Hundreds of thousands of people rely on the area’s rich natural resources as the basis of their livelihoods. Downstream villages are already suffering severe, sometimes deadly threats from devastating floods, landslides, and the loss of subsistence resources like fish and forest products as a direct result of the rapid rates of deforestation caused by palm oil. Communities also continue to suffer due to the loss of access to their customary lands, which palm oil companies took without their consent, and due to failures of the government to take decisive action to resolve conflicts and restore the rights of communities to their lands.
The Acehnese people have fought for over a century to protect the integrity of the Leuser Ecosystem’s extraordinary forests, and the region has become internationally famous for its intact expanses of verdant trees and its stunning wealth of imperiled wildlife species. In the decade between 2009 and 2019, more than 18,000 hectares of forests within the Singkil-Bengkung region were cleared, leaving roughly 250,000 hectares of rainforest. This area continues to decrease yearly due to deforestation and the drainage of peatlands.
In 2022, for example, the reserve lost 700 hectares of primary peat swamp forest (twice the area of New York’s Central Park), revealed a study by forest loss monitoring platform, TheTreeMap; in the first half of 2023 alone, there was a loss of 372 hectares, according to an analysis by Aceh-based environmental NGO Forest, Nature, and Environment Aceh (HAkA). New canals being built indicate plans for further deforestation and illegal palm oil planting.
In 2019, we conducted a series of undercover investigations due to the alarming destruction of peat forests within the lowland rainforests of the Leuser Ecosystem. The field research was conducted to determine if the forest clearance was being driven by major snack food brands, even though they had adopted policies years ago to end deforestation in their supply chains.

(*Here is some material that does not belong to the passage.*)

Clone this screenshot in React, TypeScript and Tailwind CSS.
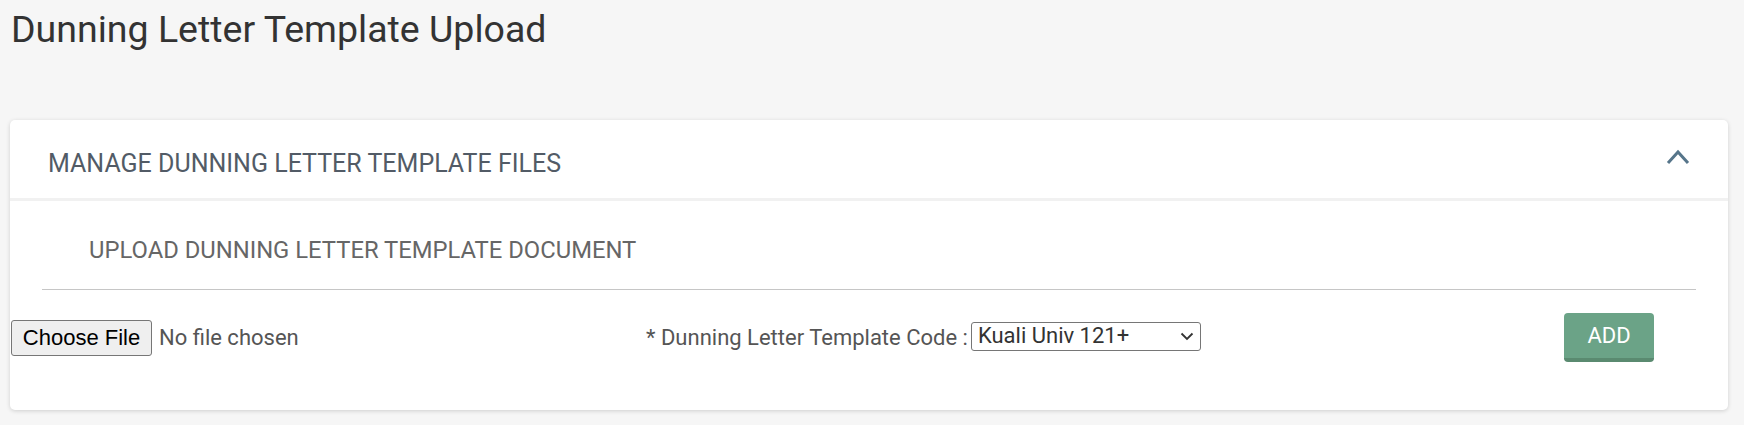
import { useState } from 'react';

const ChevronUp = () => (
  <svg width="24" height="16" viewBox="0 0 24 16" fill="none">
    <path d="M2 14 L12 3 L22 14" stroke="#56758a" strokeWidth="3" />
  </svg>
);

const SelectChevron = () => (
  <svg width="14" height="9" viewBox="0 0 14 9" fill="none">
    <path d="M1.5 1.5 L7 7 L12.5 1.5" stroke="#333" strokeWidth="1.8" />
  </svg>
);

const App = () => {
  const [open, setOpen] = useState(true);
  const [code] = useState('Kuali Univ 121+');

  return (
    <div className="min-h-screen bg-[#f6f6f6] font-['Roboto',sans-serif] pt-[7px]">
      <h1 className="ml-[11px] text-[37.5px] leading-[44px] text-[#333]">
        Dunning Letter Template Upload
      </h1>

      <div className="mt-[69px] ml-[10px] w-[1718px] bg-white rounded-[5px] shadow-[0_1px_4px_rgba(0,0,0,0.16)]">
        <div className="flex items-start justify-between pl-[38px] pr-[38px] pt-[30px] pb-[20px] border-b-[3px] border-[#f1f1f1]">
          <h2 className="text-[25px] leading-[28px] text-[#525b66]">
            MANAGE DUNNING LETTER TEMPLATE FILES
          </h2>
          <button onClick={() => setOpen(!open)} className="mt-[-1px]">
            <ChevronUp />
          </button>
        </div>

        {open && (
          <div className="pb-[48px]">
            <div className="mx-[32px] border-b border-[#c6c6c6]">
              <h3 className="pl-[47px] pt-[35px] pb-[25px] text-[23.8px] leading-[28px] text-[#666]">
                UPLOAD DUNNING LETTER TEMPLATE DOCUMENT
              </h3>
            </div>

            <div className="flex items-center pt-[23px] pl-px pr-[74px]">
              <div className="flex items-center w-[635px]">
                <button className="h-[36px] w-[141px] bg-[#efefef] border border-[#767676] rounded-[3px] font-['Liberation_Sans',Arial,sans-serif] text-[22px] leading-none text-black">
                  Choose File
                </button>
                <span className="ml-[7px] text-[22px] text-[#555]">No file chosen</span>
              </div>

              <div className="flex items-center">
                <span className="text-[22px] text-[#555]">* Dunning Letter Template Code :</span>
                <div className="ml-[3px] mb-[3px] flex items-center justify-between h-[29px] w-[230px] border border-[#767676] rounded-[3px] pl-[6px] pr-[6px]">
                  <span className="text-[22px] text-[#333] leading-none">{code}</span>
                  <SelectChevron />
                </div>
              </div>

              <button className="ml-auto h-[49px] w-[90px] bg-[#6ba387] border-b-[4px] border-[#5a8a70] rounded-[4px] text-[22px] text-white">
                ADD
              </button>
            </div>
          </div>
        )}
      </div>
    </div>
  );
};

export default App;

The investigations and the 2022 Carbon Bomb Scandals report were definitive. Palm oil is being grown illegally inside the nationally protected Rawa Singkil Wildlife Reserve, and it is being sold to mills that provide the palm oil used to manufacture snack foods sold across the world by Procter and Gamble, Unilever, Nestlé, PepsiCo, Mondelēz, and Nissin Foods.
These mills are located immediately next to areas of illegal encroachment within the Leuser Ecosystem, and they lack the necessary procedures to trace the location where the palm oil they sell is grown, an essential requirement for complying with the No Deforestation, No Peatlands, No Exploitation policies to which all of these brands have publicly committed.
Progress has been made by some companies that have taken steps toward implementing their No Deforestation policies. Brands like Unilever and Nestlé, for example, have begun the process of increasing supply chain transparency by publishing the mills they source from. A minority of corporations have achieved traceability to the plantation level (Unilever has outlined its strategies to identify plantations supplying its mills, for example), but most companies remain unable to offer certainty as to exactly where the palm oil they consume is grown.
RAN’s Keep Forests Standing 2023 Scorecard evaluated and ranked a group of 10 influential global brands, each with public ‘No Deforestation’ policy commitments, and the evidence clearly shows that paper promises are not enough to keep the forests from falling.
The Leuser Ecosystem at large, particularly the Singkil-Bengkung region, still offers a rare and fleeting opportunity to get it right and avoid the devastating mistakes made throughout so much of Indonesia in the past. It remains possible here to prevent the destruction of habitat that drives iconic wildlife species toward extinction, to avert human suffering from inevitable floods and landslides caused by deforestation, and to end the reckless burning of carbon-filled peatlands contributing to the climate crisis.
The international attention resulting from the release of our 2019 report has helped pressure brands to respond and take further action. However, the high stakes and urgent threats to the Singkil-Bengkung demand more bold and decisive action to ensure the area receives permanent protection.